Why Pick a Cash Equivalency? They provide security and access. You might choose to keep money in cash because you need it in the short-term to make a purchase, or if you think there’s too much risk in the market. In the long-term, though, cash equivalencies won’t help very much in growing a portfolio.
A special bond that the federal and some provincial governments issue with a set rate of interest. As of November 1, 2017, the Government of Canada is no longer offering the sale of Canada Savings Bonds or Canada Premium Bonds.
Money Market Funds
A mutual fund that invests in short-term fixed income debt securities, including commercial paper (representing a short-term loan to a corporation) and treasury bills (T-bills), which is a short-term debt instrument issued by a government. Some specialize in Canadian or U.S. investments, or invest only in T-bills.
Guaranteed Investment Certificates (GICs)
An investment that works like a special kind of deposit which pays a set rate of interest for a set length of time. Some GICs base your return on a benchmark, such as a stock exchange index.
2. Fixed Income Securities
Fixed income securities are investments based on the straightforward concept of lending and borrowing. When you buy a bond, you are essentially lending your money to the government or a corporate borrower who then pays you a fixed interest rate until eventually paying you back the full “face value” of the bond at the end of the term. Fixed income securities are often less liquid than cash equivalencies.
Why Pick a Fixed Income Security? They’re relatively safe, often offer a guarantee and better rates of returns than cash-equivalent investments.
A bond issued by a federal, provincial, or municipal government.
A bond issued by a company.
An bond-like investment where you lend money to a government or company based only on their reputation; however, unlike a bond, the borrower does not back the loan with any collateral.
Equities are most often known as stocks or shares and represent part ownership of a business – sometimes to the extent where you are entitled to vote at shareholder meetings. Returns from equities come in two ways: profits from the business called dividends or by selling shares whose value has grown.
Why Pick Equities? They carry higher risk but they can help significantly in building your savings.
Common shares provide investors ownership in a company and offer the potential for both growth and loss; and may give investors certain voting rights on company matters. In the event of a company liquidation, common shareholders have the lowest claim on company assets.
Preferred shares offer investors a greater claim on a company’s earnings and assets, but still carry the risk of losses. Preferred shares are issued with specific terms of payment in the form of dividends, but generally do not have voting privileges.
Typically issued by mining and oil and gas companies, they allow exploration and development (E&D) expenses to be considered to be the taxpayer’s expenses for tax purposes. Generally, the purpose of the flow-through share is to help early stage companies finance their E&D costs while aiding investors in reducing their tax bill. Like common shares, investors are still at risk of losing the value of the equity should the company not perform well.
4. Investment Funds
Investment funds are professionally managed (by an investment fund manager) so fees apply but the investment is designed to provide you with a broad selection of opportunities. Your investment is pooled into a fund and then invested into a diverse combination of assets.

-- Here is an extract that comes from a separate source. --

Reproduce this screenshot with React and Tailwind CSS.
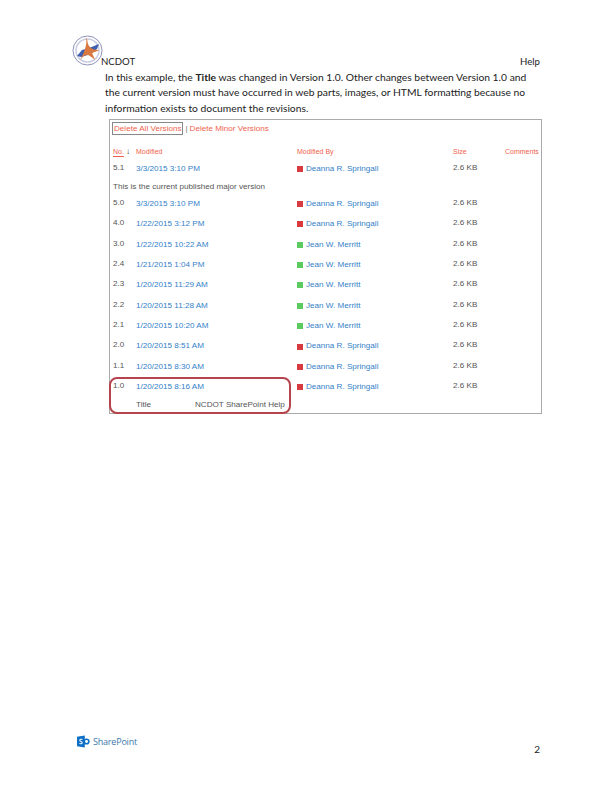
const rows = [
  { no: '5.1', date: '3/3/2015 3:10 PM', by: 'Deanna R. Springall', red: true, note: 'This is the current published major version' },
  { no: '5.0', date: '3/3/2015 3:10 PM', by: 'Deanna R. Springall', red: true },
  { no: '4.0', date: '1/22/2015 3:12 PM', by: 'Deanna R. Springall', red: true },
  { no: '3.0', date: '1/22/2015 10:22 AM', by: 'Jean W. Merritt' },
  { no: '2.4', date: '1/21/2015 1:04 PM', by: 'Jean W. Merritt' },
  { no: '2.3', date: '1/20/2015 11:29 AM', by: 'Jean W. Merritt' },
  { no: '2.2', date: '1/20/2015 11:28 AM', by: 'Jean W. Merritt' },
  { no: '2.1', date: '1/20/2015 10:20 AM', by: 'Jean W. Merritt' },
  { no: '2.0', date: '1/20/2015 8:51 AM', by: 'Deanna R. Springall', red: true },
  { no: '1.1', date: '1/20/2015 8:30 AM', by: 'Deanna R. Springall', red: true },
  { no: '1.0', date: '1/20/2015 8:16 AM', by: 'Deanna R. Springall', red: true },
];

function NcdotLogo() {
  return (
    <svg width="31" height="31" viewBox="0 0 31 31" className="absolute left-[-29px] top-[-20px]">
      <circle cx="15.5" cy="15.5" r="14.5" fill="#fff" stroke="#8e93b8" strokeWidth="1" />
      <circle cx="15.5" cy="15.5" r="11.5" fill="#fff" stroke="#c9cce0" strokeWidth="1.5" />
      <path d="M5 21 L10 15 L17 13 L27 9 L25 14 L19 19 L9 22 Z" fill="#3f5fb0" />
      <path d="M14 3 C16 4 15 8 17 11 C19 14 23 15 27 15 C24 17 21 17 20 18 C21 20 22 22 23 25 C20 22 17 20 15 20 C12 20 10 23 8 25 C10 21 12 18 13 14 C14 10 15 7 14 3 Z" fill="#d9793f" />
    </svg>
  );
}

function SharePointLogo() {
  return (
    <div className="flex items-center gap-[3px]">
      <svg width="13" height="13" viewBox="0 0 15 14">
        <path d="M0 1.5 L9 0 V14 L0 12.5 Z" fill="#0f6fc6" />
        <circle cx="11" cy="7" r="3.6" fill="#0f6fc6" />
        <circle cx="11" cy="7" r="1.7" fill="#fff" />
        <path d="M6.2 4.6 C5 4 3.2 4.3 3.2 5.6 C3.2 7.4 6 6.6 6 8.4 C6 9.7 4 9.9 2.8 9.2" fill="none" stroke="#fff" strokeWidth="1.2" />
      </svg>
      <span className="text-[9px] leading-none font-['Open_Sans',sans-serif] tracking-[-0.2px] text-[#3a78ad]">SharePoint</span>
    </div>
  );
}

function VersionRow({ row }) {
  return (
    <>
      <div className="grid grid-cols-[23px_161px_156px_52px_1fr] h-[20.4px] items-center">
        <span className="text-[#555] -translate-y-px">{row.no}</span>
        <span className="text-[#3481c8]">{row.date}</span>
        <span className="flex items-center text-[#3481c8]">
          <span className={`w-[6px] h-[6px] mr-[3px] ${row.red ? 'bg-[#d93a3f]' : 'bg-[#5ccb5f]'}`} />
          {row.by}
        </span>
        <span className="text-[#555] -translate-y-px">2.6 KB</span>
        <span />
      </div>
      {row.note && <div className="h-[12px] leading-[12px] mt-px mb-px text-[#555]">{row.note}</div>}
    </>
  );
}

export default function App() {
  return (
    <div className="w-[612px] h-[792px] bg-white flex flex-col font-['Lato',sans-serif] text-[#222]">
      <div className="flex justify-between pl-[101px] pr-[72px] pt-[55px] text-[9.6px] leading-[14px]">
        <span className="relative">
          <NcdotLogo />
          NCDOT
        </span>
        <span>Help</span>
      </div>

      <p className="ml-[105px] w-[430px] mt-px text-[10.3px] leading-[15.4px]">
        In this example, the <b>Title</b> was changed in Version 1.0. Other changes between Version 1.0 and
        the current version must have occurred in web parts, images, or HTML formatting because no
        information exists to document the revisions.
      </p>

      <div className="relative ml-[109px] mt-[3px] w-[433px] h-[295px] border border-[#aaa] pl-[3px] font-['Liberation_Sans',sans-serif] text-[8.1px]">
        <div className="flex items-center pt-[2px] text-[8.1px] leading-[11px] text-[#f0624d]">
          <span className="border border-[#888] px-px ml-[-1px]">Delete All Versions</span>
          <span className="mx-[2px] text-[#777]">|</span>
          <span>Delete Minor Versions</span>
        </div>

        <div className="grid grid-cols-[23px_161px_156px_52px_1fr] mt-[11px] h-[12px] items-center text-[7px] text-[#f0624d]">
          <span className="flex items-center">
            <span className="underline underline-offset-2">No.</span>
            <span className="ml-[2px] text-[#333] text-[8px]">↓</span>
          </span>
          <span>Modified</span>
          <span>Modified By</span>
          <span>Size</span>
          <span>Comments</span>
        </div>

        <div className="mt-px">
          {rows.map(row => <VersionRow key={row.no} row={row} />)}
        </div>

        <div className="grid grid-cols-[23px_59px_1fr] w-[180px] mt-px h-[14px] items-center text-[#555]">
          <span />
          <span>Title</span>
          <span>NCDOT SharePoint Help</span>
        </div>

        <div className="absolute left-[-1px] top-[257px] w-[182px] h-[37px] rounded-[8px] border-2 border-[#b5444c]" />
      </div>

      <div className="mt-auto flex justify-between items-end pl-[77px] pr-[72px] pb-[36px]">
        <div className="mb-[8px]"><SharePointLogo /></div>
        <span className="text-[10px] leading-[14px]">2</span>
      </div>
    </div>
  );
}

Why Pick Investment Funds? They offer built-in diversification, are professionally managed, and easy to both buy and sell.

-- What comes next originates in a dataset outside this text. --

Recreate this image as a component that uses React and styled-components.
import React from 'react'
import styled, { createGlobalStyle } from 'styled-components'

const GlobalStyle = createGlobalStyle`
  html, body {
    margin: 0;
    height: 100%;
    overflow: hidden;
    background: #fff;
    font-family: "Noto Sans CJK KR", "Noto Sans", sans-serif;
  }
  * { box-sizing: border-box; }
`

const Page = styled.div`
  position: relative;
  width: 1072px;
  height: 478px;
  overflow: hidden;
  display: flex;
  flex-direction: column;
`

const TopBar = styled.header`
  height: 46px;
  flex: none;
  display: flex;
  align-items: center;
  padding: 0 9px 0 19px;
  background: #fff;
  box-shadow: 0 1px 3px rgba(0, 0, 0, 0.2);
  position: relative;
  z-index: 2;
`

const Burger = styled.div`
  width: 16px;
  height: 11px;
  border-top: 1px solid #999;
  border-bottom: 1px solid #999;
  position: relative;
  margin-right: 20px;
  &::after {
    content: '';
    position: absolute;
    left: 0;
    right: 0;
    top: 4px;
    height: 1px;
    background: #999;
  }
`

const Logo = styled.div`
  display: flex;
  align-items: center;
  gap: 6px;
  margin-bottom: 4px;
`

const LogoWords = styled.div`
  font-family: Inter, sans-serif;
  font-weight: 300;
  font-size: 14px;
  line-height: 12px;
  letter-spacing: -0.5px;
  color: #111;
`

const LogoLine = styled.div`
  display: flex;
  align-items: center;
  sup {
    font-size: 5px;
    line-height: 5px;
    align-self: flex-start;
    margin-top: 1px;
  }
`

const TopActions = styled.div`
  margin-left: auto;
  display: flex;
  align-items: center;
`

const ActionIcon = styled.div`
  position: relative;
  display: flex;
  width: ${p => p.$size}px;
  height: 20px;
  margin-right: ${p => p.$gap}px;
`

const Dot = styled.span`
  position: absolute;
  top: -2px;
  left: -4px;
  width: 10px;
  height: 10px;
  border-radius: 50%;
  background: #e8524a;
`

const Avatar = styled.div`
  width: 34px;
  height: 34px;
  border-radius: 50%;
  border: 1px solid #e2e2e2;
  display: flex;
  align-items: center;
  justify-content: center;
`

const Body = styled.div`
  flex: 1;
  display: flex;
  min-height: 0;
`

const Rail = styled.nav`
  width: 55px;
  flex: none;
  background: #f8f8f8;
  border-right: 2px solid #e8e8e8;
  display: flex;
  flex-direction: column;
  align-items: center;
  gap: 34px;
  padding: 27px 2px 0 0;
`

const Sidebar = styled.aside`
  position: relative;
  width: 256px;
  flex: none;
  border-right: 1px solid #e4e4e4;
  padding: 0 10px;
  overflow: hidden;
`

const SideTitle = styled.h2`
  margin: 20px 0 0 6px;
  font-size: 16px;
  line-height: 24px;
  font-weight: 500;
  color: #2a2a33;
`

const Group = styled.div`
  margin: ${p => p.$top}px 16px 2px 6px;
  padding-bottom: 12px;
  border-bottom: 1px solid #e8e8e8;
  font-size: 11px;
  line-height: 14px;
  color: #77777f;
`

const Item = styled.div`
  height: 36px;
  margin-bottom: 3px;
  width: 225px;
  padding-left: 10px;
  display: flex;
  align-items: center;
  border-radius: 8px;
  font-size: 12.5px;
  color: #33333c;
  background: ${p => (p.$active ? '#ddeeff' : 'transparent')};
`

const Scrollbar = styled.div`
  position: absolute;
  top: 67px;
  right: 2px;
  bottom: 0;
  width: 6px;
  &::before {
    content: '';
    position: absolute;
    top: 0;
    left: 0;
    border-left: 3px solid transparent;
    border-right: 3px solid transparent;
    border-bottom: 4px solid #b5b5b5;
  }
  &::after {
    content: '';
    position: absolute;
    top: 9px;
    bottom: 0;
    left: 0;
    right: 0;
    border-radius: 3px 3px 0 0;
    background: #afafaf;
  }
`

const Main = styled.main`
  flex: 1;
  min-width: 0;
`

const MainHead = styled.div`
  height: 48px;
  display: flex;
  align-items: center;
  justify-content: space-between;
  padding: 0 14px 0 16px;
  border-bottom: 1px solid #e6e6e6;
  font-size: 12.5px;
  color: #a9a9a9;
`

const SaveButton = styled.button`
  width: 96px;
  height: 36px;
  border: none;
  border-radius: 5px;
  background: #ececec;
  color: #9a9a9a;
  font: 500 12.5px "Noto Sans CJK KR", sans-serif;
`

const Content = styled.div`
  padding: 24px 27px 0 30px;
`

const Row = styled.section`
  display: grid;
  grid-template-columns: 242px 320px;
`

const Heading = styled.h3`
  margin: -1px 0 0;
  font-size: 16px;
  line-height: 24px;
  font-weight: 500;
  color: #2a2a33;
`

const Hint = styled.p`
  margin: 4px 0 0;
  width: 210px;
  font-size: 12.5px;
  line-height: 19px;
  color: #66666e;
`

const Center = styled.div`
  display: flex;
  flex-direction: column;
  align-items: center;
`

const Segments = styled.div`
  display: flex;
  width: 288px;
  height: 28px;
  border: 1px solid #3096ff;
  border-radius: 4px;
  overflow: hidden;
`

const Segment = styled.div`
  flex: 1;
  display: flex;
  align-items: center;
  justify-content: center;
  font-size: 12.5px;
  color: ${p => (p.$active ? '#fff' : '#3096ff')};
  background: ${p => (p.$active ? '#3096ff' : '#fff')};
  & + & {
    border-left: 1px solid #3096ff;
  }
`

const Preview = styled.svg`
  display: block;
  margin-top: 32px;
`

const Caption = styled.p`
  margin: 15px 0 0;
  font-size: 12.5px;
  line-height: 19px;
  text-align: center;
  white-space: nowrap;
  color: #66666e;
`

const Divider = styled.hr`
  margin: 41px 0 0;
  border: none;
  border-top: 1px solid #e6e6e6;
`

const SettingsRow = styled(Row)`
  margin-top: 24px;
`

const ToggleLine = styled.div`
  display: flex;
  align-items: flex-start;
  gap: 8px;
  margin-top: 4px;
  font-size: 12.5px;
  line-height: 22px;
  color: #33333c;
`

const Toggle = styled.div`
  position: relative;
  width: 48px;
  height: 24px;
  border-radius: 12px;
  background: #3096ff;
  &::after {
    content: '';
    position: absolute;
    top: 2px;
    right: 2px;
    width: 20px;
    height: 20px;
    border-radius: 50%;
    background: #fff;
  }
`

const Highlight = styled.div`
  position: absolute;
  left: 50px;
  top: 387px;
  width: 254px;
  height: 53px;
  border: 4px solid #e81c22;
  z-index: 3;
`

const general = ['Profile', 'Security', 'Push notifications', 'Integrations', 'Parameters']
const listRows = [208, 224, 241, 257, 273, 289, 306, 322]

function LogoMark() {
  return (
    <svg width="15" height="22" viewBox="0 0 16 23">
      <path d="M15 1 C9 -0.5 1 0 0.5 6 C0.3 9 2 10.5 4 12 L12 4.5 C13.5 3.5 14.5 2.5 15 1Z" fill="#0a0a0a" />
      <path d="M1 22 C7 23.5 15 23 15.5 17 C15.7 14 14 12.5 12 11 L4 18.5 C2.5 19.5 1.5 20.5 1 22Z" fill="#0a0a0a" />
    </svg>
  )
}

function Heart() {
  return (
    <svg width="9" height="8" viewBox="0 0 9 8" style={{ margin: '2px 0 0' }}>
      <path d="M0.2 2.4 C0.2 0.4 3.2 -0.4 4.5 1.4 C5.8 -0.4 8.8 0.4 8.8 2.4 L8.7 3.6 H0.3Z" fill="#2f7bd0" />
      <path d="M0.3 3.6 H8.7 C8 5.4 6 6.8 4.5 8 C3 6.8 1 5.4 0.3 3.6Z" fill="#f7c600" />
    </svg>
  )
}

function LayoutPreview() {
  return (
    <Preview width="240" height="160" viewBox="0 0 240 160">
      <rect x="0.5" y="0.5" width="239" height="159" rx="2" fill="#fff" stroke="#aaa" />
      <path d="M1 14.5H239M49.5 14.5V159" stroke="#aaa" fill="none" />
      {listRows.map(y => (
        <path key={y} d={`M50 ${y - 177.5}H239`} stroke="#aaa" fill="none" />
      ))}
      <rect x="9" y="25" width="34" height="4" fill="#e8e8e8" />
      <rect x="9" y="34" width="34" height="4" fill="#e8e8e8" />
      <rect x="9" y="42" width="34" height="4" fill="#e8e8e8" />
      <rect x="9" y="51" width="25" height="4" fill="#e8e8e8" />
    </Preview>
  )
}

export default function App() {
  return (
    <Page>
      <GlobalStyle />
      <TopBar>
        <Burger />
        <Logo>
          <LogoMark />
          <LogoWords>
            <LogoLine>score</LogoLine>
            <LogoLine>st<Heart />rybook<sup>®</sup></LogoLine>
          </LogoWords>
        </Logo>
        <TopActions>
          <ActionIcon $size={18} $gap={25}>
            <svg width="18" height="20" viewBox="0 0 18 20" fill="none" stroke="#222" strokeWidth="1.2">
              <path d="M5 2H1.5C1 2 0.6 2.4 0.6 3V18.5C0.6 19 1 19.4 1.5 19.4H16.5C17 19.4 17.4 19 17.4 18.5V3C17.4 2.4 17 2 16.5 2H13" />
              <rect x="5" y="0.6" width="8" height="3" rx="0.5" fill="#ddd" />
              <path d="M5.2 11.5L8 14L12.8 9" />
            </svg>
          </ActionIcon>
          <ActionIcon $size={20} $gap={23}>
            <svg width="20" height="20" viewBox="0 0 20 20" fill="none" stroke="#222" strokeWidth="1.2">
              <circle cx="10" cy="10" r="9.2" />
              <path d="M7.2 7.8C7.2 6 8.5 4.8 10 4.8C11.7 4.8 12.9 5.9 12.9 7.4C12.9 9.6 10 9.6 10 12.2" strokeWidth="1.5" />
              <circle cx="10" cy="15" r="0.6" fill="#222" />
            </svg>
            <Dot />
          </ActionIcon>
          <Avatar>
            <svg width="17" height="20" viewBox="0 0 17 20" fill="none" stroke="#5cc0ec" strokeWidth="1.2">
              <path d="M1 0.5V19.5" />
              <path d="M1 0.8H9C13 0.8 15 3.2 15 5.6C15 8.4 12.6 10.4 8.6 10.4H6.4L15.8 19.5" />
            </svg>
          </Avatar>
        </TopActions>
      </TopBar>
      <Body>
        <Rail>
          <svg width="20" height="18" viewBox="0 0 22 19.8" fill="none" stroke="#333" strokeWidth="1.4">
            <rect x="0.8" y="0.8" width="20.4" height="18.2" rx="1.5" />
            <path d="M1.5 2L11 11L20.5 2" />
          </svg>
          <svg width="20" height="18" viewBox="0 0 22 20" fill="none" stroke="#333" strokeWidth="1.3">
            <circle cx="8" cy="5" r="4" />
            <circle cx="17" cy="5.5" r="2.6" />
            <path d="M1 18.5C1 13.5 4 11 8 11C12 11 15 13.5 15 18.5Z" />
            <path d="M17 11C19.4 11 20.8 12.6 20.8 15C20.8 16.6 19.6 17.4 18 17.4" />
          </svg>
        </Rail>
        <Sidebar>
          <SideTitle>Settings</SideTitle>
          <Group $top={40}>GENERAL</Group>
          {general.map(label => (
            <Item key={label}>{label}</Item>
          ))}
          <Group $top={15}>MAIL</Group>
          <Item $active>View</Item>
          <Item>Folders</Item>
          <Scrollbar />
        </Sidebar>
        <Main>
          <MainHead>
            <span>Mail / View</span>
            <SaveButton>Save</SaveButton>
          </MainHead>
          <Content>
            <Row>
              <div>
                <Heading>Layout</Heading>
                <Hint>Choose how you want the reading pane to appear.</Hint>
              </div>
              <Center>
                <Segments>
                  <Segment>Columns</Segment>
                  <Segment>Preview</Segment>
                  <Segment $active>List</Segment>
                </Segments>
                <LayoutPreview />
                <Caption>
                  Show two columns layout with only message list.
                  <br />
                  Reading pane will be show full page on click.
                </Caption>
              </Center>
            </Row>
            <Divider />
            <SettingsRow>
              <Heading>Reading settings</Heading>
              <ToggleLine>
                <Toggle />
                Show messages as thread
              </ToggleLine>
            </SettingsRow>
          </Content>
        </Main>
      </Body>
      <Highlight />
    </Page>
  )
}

Exchange-Traded Funds (ETF)
A fund that trades on a stock market; most ETFs track an index, such as a stock index or bond index.
An pool of money that’s invested for a large number of investors by a professional money manager. A mutual fund is the most common type of investment fund.
A market-based investment sold by life insurance companies. They are insurance contracts which invest in a diversified group of securities such as stocks, bonds and mutual funds.
5. Alternative Investments
These unconventional and complex investments include things like options, futures, foreign currencies, hedge funds, gold, and real estate. They usually offer high potential returns, but also higher-than-average risk and are typically held by institutionally accredited or higher net-worth investors.
Why Pick Alternative Investments? Since they don’t necessarily correlate to the stock market, they can be good to diversify a portfolio and mitigate volatility – but are also complex and higher risk.
Private equity is composed of funds and investors that invest directly in private companies. As the companies are not listed on an exchange, these investments can be difficult to sell.
A derivative is a financial instrument (or contract) with a price that is dependent upon, or derived from, one or more underlying assets. Its value is determined by fluctuations in the underlying assets, such as stocks, bonds, and commodities currencies.
An investment pool that uses advanced investment strategies that are not generally permitted for traditional investments, such as the use of derivatives.
A commodity futures contract is an agreement to buy or sell a predetermined amount of a commodity at a specific price and date in the future.